CPGH services expanded through new Kenai clinic

Posted: Monday, September 24, 2001

People needing health care in the Kenai, Nikiski and Kalifornsky area have a major new convenience: a Kenai clinic to provide services previously available only at the hospital in Soldotna.

The Central Peninsula General Hospital Kenai Clinic opened its doors Aug. 27. The three-person staff is spreading the good news to Kenai-area residents.

The new clinic, operating as an annex of the main hospital, offers X-rays, mammograms, lab tests, electrocardiograms and work-ups for people needing operations.

"This way they can conveniently stop here ... instead of having to go all the way to Soldotna," said Doug Davis, the radiology director who manages the new clinic.

"We want people to know we're here, to know what services we have available."

The scent of new carpet hangs in the air.

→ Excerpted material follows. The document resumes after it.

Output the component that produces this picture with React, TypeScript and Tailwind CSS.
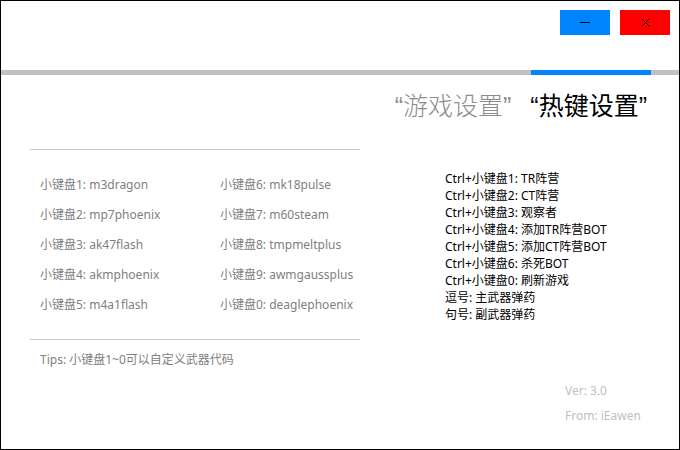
import React from "react";

const font = { fontFamily: '"Noto Sans", "Noto Sans CJK SC", sans-serif' };

const left1 = ["小键盘1: m3dragon", "小键盘2: mp7phoenix", "小键盘3: ak47flash", "小键盘4: akmphoenix", "小键盘5: m4a1flash"];
const left2 = ["小键盘6: mk18pulse", "小键盘7: m60steam", "小键盘8: tmpmeltplus", "小键盘9: awmgaussplus", "小键盘0: deaglephoenix"];
const right = [
  "Ctrl+小键盘1: TR阵营",
  "Ctrl+小键盘2: CT阵营",
  "Ctrl+小键盘3: 观察者",
  "Ctrl+小键盘4: 添加TR阵营BOT",
  "Ctrl+小键盘5: 添加CT阵营BOT",
  "Ctrl+小键盘6: 杀死BOT",
  "Ctrl+小键盘0: 刷新游戏",
  "逗号: 主武器弹药",
  "句号: 副武器弹药",
];

export default function App() {
  return (
    <div className="w-[680px] h-[450px] border border-black bg-white flex flex-col overflow-hidden" style={font}>
      <div className="h-[69px] flex justify-end items-start pt-[9px] pr-[9px] gap-[10px]">
        <div className="w-[50px] h-[25px] bg-[#0084ff] flex items-center justify-center">
          <div className="w-[10px] h-px bg-black" />
        </div>
        <div className="w-[50px] h-[25px] bg-[#ff0000] flex items-center justify-center">
          <svg width="9" height="9" viewBox="0 0 9 9" fill="none" stroke="black" strokeWidth="1">
            <path d="M0.5 0.5 L8.5 8.5 M8.5 0.5 L0.5 8.5" />
          </svg>
        </div>
      </div>
      <div className="h-[5px] bg-[#c0c0c0] flex">
        <div className="ml-[530px] w-[120px] h-full bg-[#0084ff]" />
      </div>
      <div
        className="flex justify-end pr-[32px] pt-[15px] text-[25px] leading-[32px]"
        style={{ fontFamily: '"Liberation Sans", "Noto Sans CJK SC", sans-serif' }}
      >
        <span className="text-[#8c8c8c] font-light">“游戏设置”</span>
        <span className="text-black ml-[19px]">“热键设置”</span>
      </div>
      <div className="flex mt-[27px]">
        <div className="ml-[29px] w-[330px] flex flex-col">
          <div className="h-px bg-[#c8c8c8]" />
          <div className="flex pl-[10px] pt-[26px] text-[12px] leading-[18px] text-[#808080]">
            <div className="w-[180px] flex flex-col gap-[12px]">
              {left1.map((t) => (
                <div key={t}>{t}</div>
              ))}
            </div>
            <div className="flex flex-col gap-[12px]">
              {left2.map((t) => (
                <div key={t}>{t}</div>
              ))}
            </div>
          </div>
          <div className="h-px bg-[#c8c8c8] mt-[25px]" />
          <div className="pl-[10px] pt-[11px] text-[12px] leading-[18px] text-[#808080]">Tips: 小键盘1~0可以自定义武器代码</div>
        </div>
        <div className="flex flex-col">
          <div className="ml-[85px] pt-[21px] flex flex-col text-[12px] leading-[17px] text-black">
            {right.map((t) => (
              <div key={t}>{t}</div>
            ))}
          </div>
          <div className="ml-[205px] mt-[59px] flex flex-col gap-[7px] text-[12px] leading-[18px] text-[#c0c0c0]">
            <div>Ver: 3.0</div>
            <div>From: iEawen</div>
          </div>
        </div>
      </div>
    </div>
  );
}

The equipment is state of the art; the rooms bright with new paint; the furniture attractive and the atmosphere casual and inviting.

"This is a classy facility," he said.

The new clinic is in the Kenai Health Center behind the Country Foods grocery on Barnacle Way between Willow Street and Main Street Loop. The hospital annex shares the building with the state's Kenai Public Health Center, which opened its new office in July.

The people who have come into the new facility so far have been impressed, Davis said.

The clinic is set up to take referrals from doctors. People need to call 283-4495 to make appointments for mammograms, but for other services, walk-ins are accepted.

Davis said the clinic was the brainchild of Kenai Mayor John Williams and former CPGH Chief Executive Officer Marty Richman. The goal was convenience for Kenai area residents.

Now people won't have to drive to Soldotna and back every time their physician requests a test.

Margaret Prestwick, the mammographer, said less driving is not the only way the new clinic can save clients time.

The radiology rooms and technicians at CPGH are limited and can get busy. For example, the needs of the emergency room or a special procedure could mean that patients trying to get routine radiology services in Soldotna would have to wait, she said.

"The space (here) is more than adequate," she said.

Davis agreed that the facility is built with the future in mind. As community demand dictates, the clinic will be able to expand its services and staff, he said.

"We may offer ultrasound service out here at a later date," he said.

The hospital is planning to hold specialty clinics at the site and is considering additional equipment, too. The building was designed to accommodate growth to the east and north.

The Kenai clinic was constructed through a three-way partnership between the city of Kenai, the Kenai Peninsula Borough and the state. The public health nurses occupy 6,500-square feet, and the hospital's clinic occupies 4,000-square feet.

Architect Bill Kluge created the building with the help of a design group comprised several people, including Richman, Public Health's Kenai Nurse Manager JoAnn Hagen and CPGH Board President Diana Zirul.

Clarion reporter Jay Barrett contributed to this story.